Citing the EIA, TIPRO said projected U.S. crude oil production will rise to 13.5 million barrels per day in 2025, a record high, while marketed natural gas production is expected to increase to an average of 113.4 billion cubic feet per day next year.

“Much of the forecast growth in oil and natural gas production will be driven by productivity gains in the Permian Basin,” said TIPRO President Ed Longanecker. “In the Permian specifically, the EIA has estimated that crude oil production will top 6.6 million b/d and marketed natural gas production will average 25.8 Bcf/d in 2025.”

He said direct Texas upstream employment for September totaled 195,400, an increase of 800 industry jobs from revised August employment numbers.

“The Texas upstream employment data represents a decrease of 900 jobs in oil and gas extraction and an increase of 1,700 positions in the services sector last month,” Longanecker said. “There were 11,970 active unique jobs postings for the Texas oil and natural gas industry last month, an increase of 147 posted employment opportunities compared to August, and 4,623 new job postings were added during the month by companies.

“In comparison the state of California had 4,008 unique job postings in September, followed by Florida with 1,984, New York with 1,910, Pennsylvania with 1,658 and Oklahoma with 1,528.”

Longanecker said there were 56,563 unique job postings nationwide last month within the oil and natural gas sector.

Ed Longanecker

“Among the 19 specific industry sectors that TIPRO uses to define the Texas oil and natural gas industry, gasoline stations with convenience stores led in the rankings for unique job listings in September with 2,933 postings followed by support activities for oil and gas operations with 2,539 and crude petroleum extraction with 1,160,” he said.

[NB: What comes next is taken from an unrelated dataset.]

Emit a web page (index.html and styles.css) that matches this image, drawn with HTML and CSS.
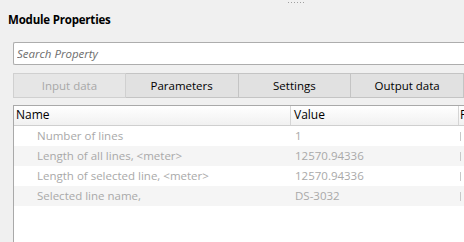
FILE: index.html
```html
<!doctype html>
<html lang="en">
<head>
  <meta charset="utf-8">
  <title>Module Properties</title>
  <link rel="stylesheet" href="styles.css">
</head>
<body>
<div class="grip"><span></span><span></span><span></span><span></span><span></span><span></span></div>
<h1 class="title">Module Properties</h1>

<input class="search" type="text" placeholder="Search Property">

<div class="tabs">
  <button class="tab" disabled>Input data</button>
  <button class="tab">Parameters</button>
  <button class="tab">Settings</button>
  <button class="tab">Output data</button>
</div>

<div class="grid">
  <div class="row head">
    <div class="c-name">Name</div>
    <div class="c-value">Value</div>
    <div class="c-extra">F</div>
  </div>
  <div class="row">
    <div class="c-name">Number of lines</div>
    <div class="c-value">1</div>
    <div class="c-extra"><i></i></div>
  </div>
  <div class="row alt">
    <div class="c-name">Length of all lines, &lt;meter&gt;</div>
    <div class="c-value">12570.94336</div>
    <div class="c-extra"><i></i></div>
  </div>
  <div class="row">
    <div class="c-name">Length of selected line, &lt;meter&gt;</div>
    <div class="c-value">12570.94336</div>
    <div class="c-extra"><i></i></div>
  </div>
  <div class="row alt">
    <div class="c-name">Selected line name,</div>
    <div class="c-value">DS-3032</div>
    <div class="c-extra"><i></i></div>
  </div>
</div>
</body>
</html>
```

FILE: styles.css
```css
body {
  margin: 0;
  width: 464px;
  height: 242px;
  overflow: hidden;
  background: #f0f0f0;
  font-family: "Open Sans", "Noto Sans", sans-serif;
  font-size: 11.5px;
  color: #000;
}

.grip {
  display: flex;
  justify-content: center;
  gap: 2px;
  padding-top: 2px;
  padding-left: 128px;
  height: 3px;
}

.grip span {
  width: 1px;
  height: 1px;
  background: #a0a0a0;
}

.title {
  margin: 7px 0 0 8px;
  font-size: 11.5px;
  font-weight: bold;
  line-height: 16px;
  letter-spacing: -0.2px;
}

.search {
  display: block;
  box-sizing: border-box;
  margin: 14px 0 0 13px;
  width: 460px;
  height: 23px;
  padding: 0 3px;
  border: 1px solid #adadad;
  border-right: none;
  border-radius: 2px 0 0 2px;
  background: #fff;
  font-family: inherit;
  font-size: 11.5px;
  outline: none;
}

.search::placeholder {
  color: #6d6d6d;
  font-style: italic;
}

.tabs {
  display: flex;
  margin: 8px 0 0 13px;
}

.tab {
  box-sizing: border-box;
  width: 113px;
  height: 25px;
  margin: 0;
  padding: 0;
  border: 1px solid #c4c4c4;
  border-left-width: 0;
  background: #e1e1e1;
  font-family: inherit;
  font-size: 11.5px;
  color: #000;
}

.tab:first-child {
  border-left-width: 1px;
}

.tab:disabled {
  background: #e6e6e6;
  color: #a8a8a8;
  border-color: #d0d0d0;
}

.grid {
  box-sizing: border-box;
  margin: 7px 0 0 13px;
  height: 140px;
  background: #fff;
  border: 1px solid #a9a9a9;
  border-right: none;
}

.row {
  display: flex;
  height: 20px;
  line-height: 20px;
  color: #a9a9a9;
}

.row.alt {
  background: #f5f5f5;
}

.row.head {
  height: 19px;
  line-height: 18px;
  color: #000;
  background: linear-gradient(#fff, #f1f1f1);
  border-bottom: 1px solid #cfcfcf;
  font-size: 12px;
}

.c-name {
  width: 277px;
  padding-left: 23px;
  box-sizing: border-box;
  white-space: nowrap;
}

.row.head .c-name {
  padding-left: 2px;
  border-right: 1px solid #d5d5d5;
}

.c-value {
  width: 168px;
  padding-left: 4px;
  box-sizing: border-box;
  white-space: nowrap;
}

.row.head .c-value {
  padding-left: 3px;
  border-right: 1px solid #d5d5d5;
}

.c-extra {
  flex: 1;
  padding-left: 1px;
  overflow: hidden;
}

.c-extra i {
  display: inline-block;
  width: 1px;
  height: 9px;
  margin-top: 6px;
  vertical-align: top;
  background: #c8c8c8;
}
```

Longanecker said the leading three cities by total unique oil and natural gas job postings were Houston with 3,019, Midland with 843 and Odessa with 431.

“The top three companies ranked by unique job postings in September were Cefco with 1,173, Love’s with 676 and Energy Transfer with 427,” Longanecker said. “Of the top ten companies listed by unique job postings last month four companies were in the services sector, three in the gasoline stations with convenience stores category, two midstream companies and one upstream company.”

He said the top posted industry occupations for September included first-line supervisors of retail sales workers with 689, general maintenance and repair workers with 402 and heavy and tractor-trailer truck drivers with 386.

“The top posted job titles for September included assistant store managers with 274, customer service representatives with 233 and maintenance people with 176,” Longanecker said, adding that 40 percent of unique job postings had no education requirement listed, 34 percent required a bachelor’s degree and 28 percent required a high school diploma or GED.

In September, he said, Texas energy producers paid $516 million in oil production taxes according to recent data released by the Texas comptroller’s office.

“Producers last month also paid nearly $200 million to the state in natural gas production taxes,” Longanecker said. “Production taxes paid by the oil and natural gas industry are used to support major revenue streams for the state including public education funding, the State Highway Fund, the Rainy Day Fund and other vital parts of the state budget.

“Rising upstream employment and a record production forecast mean one thing, the world needs more oil and natural gas to meet growing energy demand and Texans are more than willing to accommodate. Our state is blessed with an abundance of oil and natural gas and the most pro-business environment in the country and we must keep it that way.

“As we approach the conclusion of another consequential election cycle, we encourage all Texans to do their due diligence and vote for candidates who support economic prosperity and energy security for our state and country.”